John Rawls, RIP

Jim Farmelant farmelantj at juno.com
Tue Nov 26 15:52:21 PST 2002


On Tue, 26 Nov 2002 09:10:31 -0800 (PST) andie nachgeborenen <andie_nachgeborenen at yahoo.com> writes:
> Rawls is a very dull writer, in the tradition of
> Dewey. As for the cliches, well sorry, it was 12 am
> when I got back fromw orking amd I wasn't up to
> sparkle when I discovered than one of my intellectual
> heroes has gone.
>
> It is difficult to transport oneself back to the
> situation where Rawls found moral and political
> philosophy in America in the early 50s. Moral
> philosophy was concerned pretty much exclusively with
> the study of the meaning of ethical language.

That was the Anglophone take on the implications of logical empiricism for moral and political philosophy. Bertrand Russell for instance certainly wrote a good deal on politics but when he did so, he insisted that he was writing in his capacity as a citizen rather than in his professional capacity as a philosopher.

In Austria when logical positivism first arose back in the 1920s and 1930s, it appeared (especially in the hands of Otto Neurath and to a lesser extent Rudolf Carnap) as a politically oriented project. Neurath and Carnap in their manifesto "The Scientific Conception of the World: The Vienna Circle" explicitly linked their project to the socialist tradition, including Marxism. The positivist battle against metaphysics was seen as essential for clearing the way for social reconstruction.
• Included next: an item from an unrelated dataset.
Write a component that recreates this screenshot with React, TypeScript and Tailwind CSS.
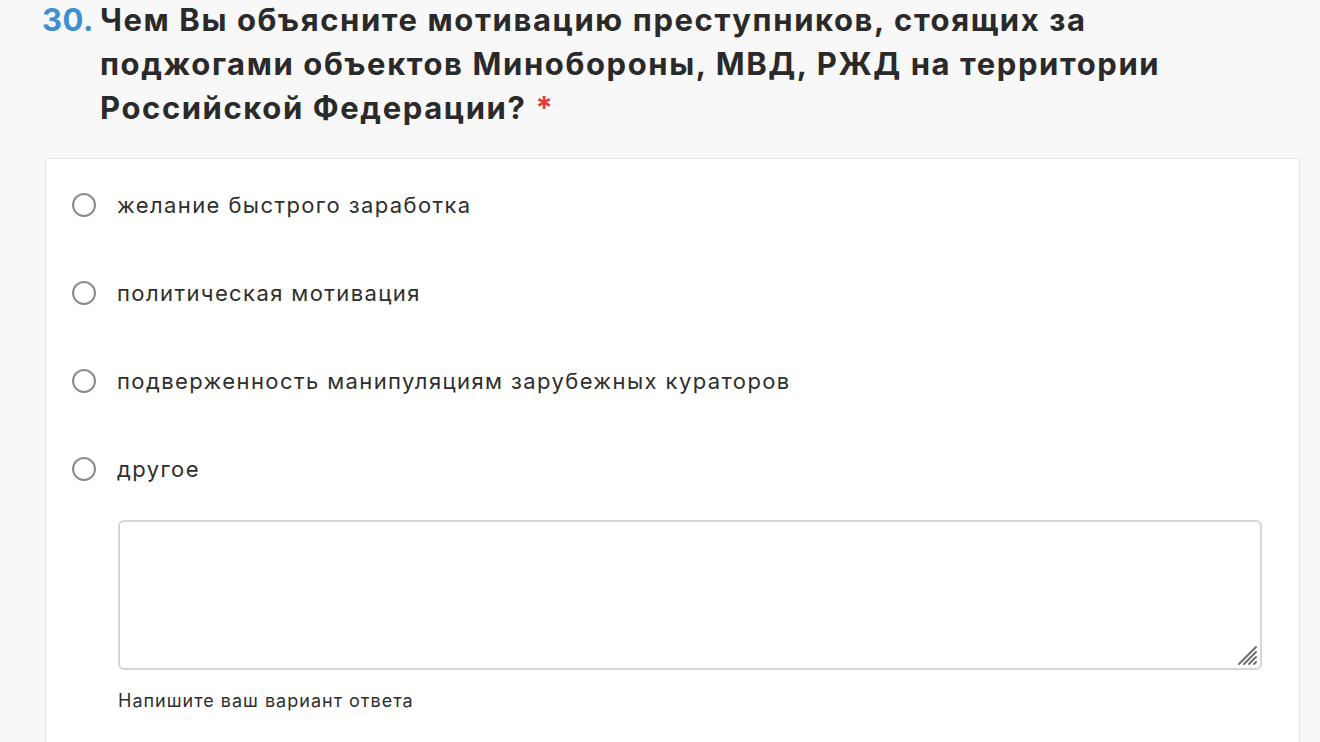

When logical positivism was first introduced into the US in the late 1930s, it was taken up by a number of leftist intellectuals including Sidney Hook, as well as by some people who were then close to the CPUSA. Hook in particular at that time hit it off well with Neurath when he visited the US. But by the mid-1940s the political radicalism that had originally accompanied logical positivism in the US had been dropped and philosophers were now using the doctrine of emotivism to argue for the fundamentally apolitical nature of philosophy. Philosophers were now arguing that the proper subjects of moral and political philosophy were analyses of the cognitive status of moral and political language. While philosophers might as private citizens have political commitments, it was argued that these had nothing to do with their work as philosophers. Scientific philosophy was seen as a value-free subject.

The fact that this shift in outlook among analytical philosophers coincided with the rise of McCarthyism seems to have been more than a coincidence IMO. Philosophers were among the academics who were hardest hit by the anti-red purges of the universities.


>To the
> extent that anyone discussed right and wrong, all
> there was was utilitarianism. There was no political
> philosophy, zip, zero, nothing. There was Isaiah
> Berlin, but he felt he had to leave philosophy to do
> political philosophy. Rawls' work, first in papers
> like Two Concepts of Rules and (later) Justice as
> Fairness, put moral philosophy that people could care
> about back on the map, created a space where real
> issues could be discussed (laying the groundwork for
> "applied ethics" and journals like Philosophy and
> Public Affairs), and eorked on an alternative to
> utilitarianism.

Just as I think it was more than a accident that the abandonment of political philosophy coincided with the McCarthy period, I think it is more than a coincidence that the revival of political philosophy began in the late 1960s and early 1970s, at the height of the campus protests.


>
> Then came The Book: A Theory of Justice (1971). All of
> us who do moral and political philosophy live in its
> shadow (or maybe its light). Political philosophy
> since has been (a) lively, and (b) a series of
> responses to, comments on, and criticisms of ToJ.
> These points are connected. It's generally agreed that
> Rawls' detailed argument in ToJ doesn't work, but his
> method is very important--I don't mean the Original
> Position, etc., that's the stuff that doesn't work.
> Rawls showed how to develop and apply the
> neopragmatist "epistemology" implicit in the
> philosophy of science of his colleagues Quine and
> Goodman to ethics in the method of reflective
> equilibrium, thsu sttating the correct theory of
> knowledge and justification for the first time in
> human history. It's also widely thought that even if
> Rawls' derivation doesn't work, his "two principles of
> justice" (mysteriously so called, because there are
> three of them), are pretty much right, or at least a
> pretty good approximation to the truth.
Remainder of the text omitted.